Copy out all lines carrying the word "this".

═════ GIVEN DATA

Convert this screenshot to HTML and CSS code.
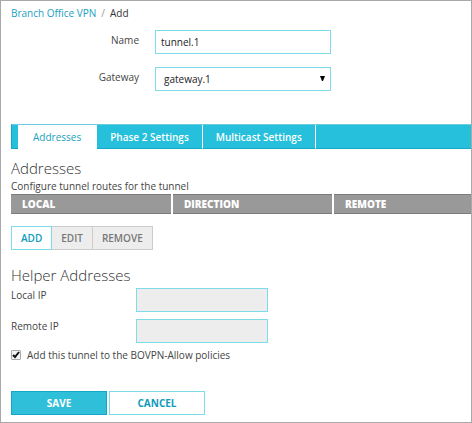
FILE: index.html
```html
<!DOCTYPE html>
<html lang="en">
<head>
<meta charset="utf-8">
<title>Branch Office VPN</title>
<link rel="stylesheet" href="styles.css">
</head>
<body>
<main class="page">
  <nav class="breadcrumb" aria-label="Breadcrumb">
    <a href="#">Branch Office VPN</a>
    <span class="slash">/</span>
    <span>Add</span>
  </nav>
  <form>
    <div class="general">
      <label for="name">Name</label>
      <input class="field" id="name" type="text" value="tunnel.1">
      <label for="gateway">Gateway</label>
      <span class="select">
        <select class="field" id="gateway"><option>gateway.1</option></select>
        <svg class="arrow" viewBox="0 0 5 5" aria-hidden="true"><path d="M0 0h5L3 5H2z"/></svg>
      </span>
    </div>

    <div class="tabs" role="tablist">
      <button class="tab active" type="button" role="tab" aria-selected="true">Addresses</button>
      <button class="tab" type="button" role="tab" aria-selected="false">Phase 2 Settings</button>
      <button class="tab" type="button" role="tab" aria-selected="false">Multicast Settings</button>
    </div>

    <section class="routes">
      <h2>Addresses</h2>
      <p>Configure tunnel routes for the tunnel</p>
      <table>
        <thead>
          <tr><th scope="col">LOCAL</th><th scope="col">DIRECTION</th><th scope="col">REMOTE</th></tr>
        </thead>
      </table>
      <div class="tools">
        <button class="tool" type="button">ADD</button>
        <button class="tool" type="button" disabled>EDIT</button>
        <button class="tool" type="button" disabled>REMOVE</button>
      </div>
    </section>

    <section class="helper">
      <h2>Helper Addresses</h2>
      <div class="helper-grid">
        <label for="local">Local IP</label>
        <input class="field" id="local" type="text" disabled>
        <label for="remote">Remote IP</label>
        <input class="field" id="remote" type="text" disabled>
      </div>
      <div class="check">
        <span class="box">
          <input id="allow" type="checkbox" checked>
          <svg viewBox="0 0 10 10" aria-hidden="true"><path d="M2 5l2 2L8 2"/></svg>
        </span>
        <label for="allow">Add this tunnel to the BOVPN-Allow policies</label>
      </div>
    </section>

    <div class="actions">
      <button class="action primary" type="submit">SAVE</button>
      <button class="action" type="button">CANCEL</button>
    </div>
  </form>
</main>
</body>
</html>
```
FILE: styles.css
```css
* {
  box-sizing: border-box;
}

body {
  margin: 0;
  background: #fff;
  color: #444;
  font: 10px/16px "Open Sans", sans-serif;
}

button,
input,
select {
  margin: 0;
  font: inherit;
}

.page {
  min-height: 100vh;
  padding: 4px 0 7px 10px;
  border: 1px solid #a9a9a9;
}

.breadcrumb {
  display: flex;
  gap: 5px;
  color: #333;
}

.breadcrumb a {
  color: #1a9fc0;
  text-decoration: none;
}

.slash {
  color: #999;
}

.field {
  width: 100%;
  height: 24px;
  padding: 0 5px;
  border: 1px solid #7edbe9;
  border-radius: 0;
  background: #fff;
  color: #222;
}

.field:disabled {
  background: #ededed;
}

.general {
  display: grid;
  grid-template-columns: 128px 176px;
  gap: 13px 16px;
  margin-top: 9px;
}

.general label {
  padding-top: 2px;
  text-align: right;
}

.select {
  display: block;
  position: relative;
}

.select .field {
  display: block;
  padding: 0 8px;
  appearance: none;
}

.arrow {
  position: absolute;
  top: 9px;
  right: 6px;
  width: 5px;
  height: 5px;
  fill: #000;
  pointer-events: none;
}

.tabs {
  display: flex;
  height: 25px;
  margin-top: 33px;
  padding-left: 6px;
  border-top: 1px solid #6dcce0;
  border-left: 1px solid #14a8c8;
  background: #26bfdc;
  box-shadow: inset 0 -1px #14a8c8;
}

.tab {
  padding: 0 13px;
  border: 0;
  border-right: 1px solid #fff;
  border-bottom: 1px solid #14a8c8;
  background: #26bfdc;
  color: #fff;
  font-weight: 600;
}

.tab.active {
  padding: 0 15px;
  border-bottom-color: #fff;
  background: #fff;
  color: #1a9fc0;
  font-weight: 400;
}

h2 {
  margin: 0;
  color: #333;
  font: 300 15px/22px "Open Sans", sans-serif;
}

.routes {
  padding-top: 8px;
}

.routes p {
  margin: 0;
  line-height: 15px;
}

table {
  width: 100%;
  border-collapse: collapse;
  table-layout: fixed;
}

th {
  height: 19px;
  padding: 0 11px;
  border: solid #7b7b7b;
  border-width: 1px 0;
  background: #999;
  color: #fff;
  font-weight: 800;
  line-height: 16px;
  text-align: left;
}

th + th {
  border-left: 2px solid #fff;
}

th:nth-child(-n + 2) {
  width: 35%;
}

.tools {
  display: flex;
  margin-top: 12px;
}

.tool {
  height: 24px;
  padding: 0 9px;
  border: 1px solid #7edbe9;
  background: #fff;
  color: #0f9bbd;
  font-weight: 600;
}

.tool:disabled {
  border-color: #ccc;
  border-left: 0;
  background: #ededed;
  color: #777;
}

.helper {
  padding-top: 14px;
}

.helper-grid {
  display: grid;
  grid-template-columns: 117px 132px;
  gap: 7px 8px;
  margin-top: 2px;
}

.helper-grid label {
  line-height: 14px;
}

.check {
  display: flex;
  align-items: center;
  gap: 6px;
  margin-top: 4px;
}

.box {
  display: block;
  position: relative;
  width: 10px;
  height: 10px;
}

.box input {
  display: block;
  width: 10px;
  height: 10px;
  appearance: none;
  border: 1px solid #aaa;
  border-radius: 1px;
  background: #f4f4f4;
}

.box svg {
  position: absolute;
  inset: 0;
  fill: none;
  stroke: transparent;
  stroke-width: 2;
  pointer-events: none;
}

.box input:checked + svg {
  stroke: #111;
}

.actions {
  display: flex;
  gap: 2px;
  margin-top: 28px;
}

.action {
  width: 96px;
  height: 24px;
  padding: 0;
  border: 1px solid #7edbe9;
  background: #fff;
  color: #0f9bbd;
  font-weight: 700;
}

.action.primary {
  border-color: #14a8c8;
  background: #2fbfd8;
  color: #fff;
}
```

══════════

» PROBLEM SOLUTION:
Convert this screenshot to HTML and CSS code.
        <label for="allow">Add this tunnel to the BOVPN-Allow policies</label>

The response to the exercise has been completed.